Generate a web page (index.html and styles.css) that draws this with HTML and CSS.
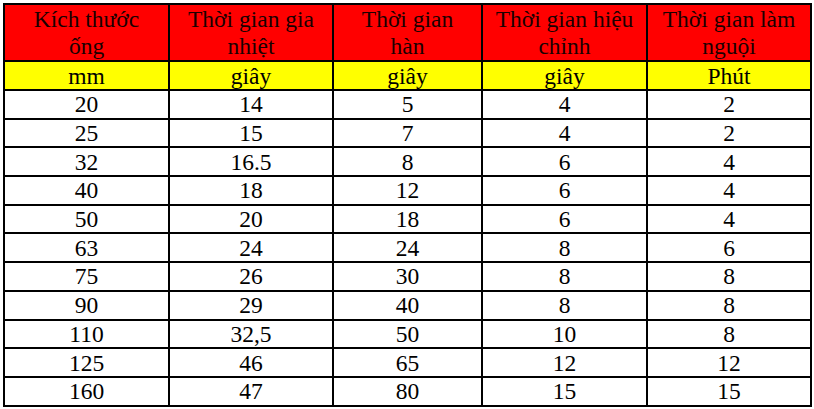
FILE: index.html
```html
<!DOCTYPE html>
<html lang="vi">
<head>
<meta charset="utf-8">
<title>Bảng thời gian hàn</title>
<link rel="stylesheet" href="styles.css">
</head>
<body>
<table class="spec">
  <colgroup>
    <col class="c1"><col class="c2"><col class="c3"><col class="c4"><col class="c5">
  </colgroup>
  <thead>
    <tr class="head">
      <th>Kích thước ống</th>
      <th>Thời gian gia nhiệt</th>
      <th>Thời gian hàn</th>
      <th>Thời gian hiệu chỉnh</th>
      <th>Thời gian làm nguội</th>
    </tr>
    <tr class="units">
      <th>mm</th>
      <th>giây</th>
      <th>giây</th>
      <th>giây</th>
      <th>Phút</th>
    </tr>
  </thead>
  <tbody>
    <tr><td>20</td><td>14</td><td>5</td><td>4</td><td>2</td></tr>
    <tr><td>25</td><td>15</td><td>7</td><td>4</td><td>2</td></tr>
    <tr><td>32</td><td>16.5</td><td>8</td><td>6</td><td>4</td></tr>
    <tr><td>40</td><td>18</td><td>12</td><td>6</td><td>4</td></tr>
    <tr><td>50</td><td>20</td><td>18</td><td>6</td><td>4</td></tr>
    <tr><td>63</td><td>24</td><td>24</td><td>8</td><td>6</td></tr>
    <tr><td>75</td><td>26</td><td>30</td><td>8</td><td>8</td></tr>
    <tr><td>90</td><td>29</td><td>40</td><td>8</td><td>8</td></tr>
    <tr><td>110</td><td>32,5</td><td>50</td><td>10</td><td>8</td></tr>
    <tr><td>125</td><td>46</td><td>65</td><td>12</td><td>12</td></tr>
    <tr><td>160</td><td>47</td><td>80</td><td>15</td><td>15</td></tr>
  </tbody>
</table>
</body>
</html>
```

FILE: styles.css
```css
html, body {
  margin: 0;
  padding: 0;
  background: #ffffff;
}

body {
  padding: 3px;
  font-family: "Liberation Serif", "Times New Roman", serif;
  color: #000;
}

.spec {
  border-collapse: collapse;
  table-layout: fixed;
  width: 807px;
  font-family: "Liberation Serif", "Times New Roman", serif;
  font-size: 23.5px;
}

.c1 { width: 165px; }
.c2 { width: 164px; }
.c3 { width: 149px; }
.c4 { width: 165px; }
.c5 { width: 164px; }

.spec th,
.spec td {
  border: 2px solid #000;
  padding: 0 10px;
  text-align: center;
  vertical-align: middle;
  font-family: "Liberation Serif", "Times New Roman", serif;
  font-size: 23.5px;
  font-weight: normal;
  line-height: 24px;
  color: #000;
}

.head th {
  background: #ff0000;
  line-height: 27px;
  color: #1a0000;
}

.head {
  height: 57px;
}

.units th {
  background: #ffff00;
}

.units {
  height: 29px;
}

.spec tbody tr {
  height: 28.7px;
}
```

EXERCISE OBJECTIVE
Repeat the material above verbatim. Leave the pictures behind.

COMPLETE ANSWER
Generate a web page (index.html and styles.css) that draws this with HTML and CSS.
FILE: index.html
```html
<!DOCTYPE html>
<html lang="vi">
<head>
<meta charset="utf-8">
<title>Bảng thời gian hàn</title>
<link rel="stylesheet" href="styles.css">
</head>
<body>
<table class="spec">
  <colgroup>
    <col class="c1"><col class="c2"><col class="c3"><col class="c4"><col class="c5">
  </colgroup>
  <thead>
    <tr class="head">
      <th>Kích thước ống</th>
      <th>Thời gian gia nhiệt</th>
      <th>Thời gian hàn</th>
      <th>Thời gian hiệu chỉnh</th>
      <th>Thời gian làm nguội</th>
    </tr>
    <tr class="units">
      <th>mm</th>
      <th>giây</th>
      <th>giây</th>
      <th>giây</th>
      <th>Phút</th>
    </tr>
  </thead>
  <tbody>
    <tr><td>20</td><td>14</td><td>5</td><td>4</td><td>2</td></tr>
    <tr><td>25</td><td>15</td><td>7</td><td>4</td><td>2</td></tr>
    <tr><td>32</td><td>16.5</td><td>8</td><td>6</td><td>4</td></tr>
    <tr><td>40</td><td>18</td><td>12</td><td>6</td><td>4</td></tr>
    <tr><td>50</td><td>20</td><td>18</td><td>6</td><td>4</td></tr>
    <tr><td>63</td><td>24</td><td>24</td><td>8</td><td>6</td></tr>
    <tr><td>75</td><td>26</td><td>30</td><td>8</td><td>8</td></tr>
    <tr><td>90</td><td>29</td><td>40</td><td>8</td><td>8</td></tr>
    <tr><td>110</td><td>32,5</td><td>50</td><td>10</td><td>8</td></tr>
    <tr><td>125</td><td>46</td><td>65</td><td>12</td><td>12</td></tr>
    <tr><td>160</td><td>47</td><td>80</td><td>15</td><td>15</td></tr>
  </tbody>
</table>
</body>
</html>
```

FILE: styles.css
```css
html, body {
  margin: 0;
  padding: 0;
  background: #ffffff;
}

body {
  padding: 3px;
  font-family: "Liberation Serif", "Times New Roman", serif;
  color: #000;
}

.spec {
  border-collapse: collapse;
  table-layout: fixed;
  width: 807px;
  font-family: "Liberation Serif", "Times New Roman", serif;
  font-size: 23.5px;
}

.c1 { width: 165px; }
.c2 { width: 164px; }
.c3 { width: 149px; }
.c4 { width: 165px; }
.c5 { width: 164px; }

.spec th,
.spec td {
  border: 2px solid #000;
  padding: 0 10px;
  text-align: center;
  vertical-align: middle;
  font-family: "Liberation Serif", "Times New Roman", serif;
  font-size: 23.5px;
  font-weight: normal;
  line-height: 24px;
  color: #000;
}

.head th {
  background: #ff0000;
  line-height: 27px;
  color: #1a0000;
}

.head {
  height: 57px;
}

.units th {
  background: #ffff00;
}

.units {
  height: 29px;
}

.spec tbody tr {
  height: 28.7px;
}
```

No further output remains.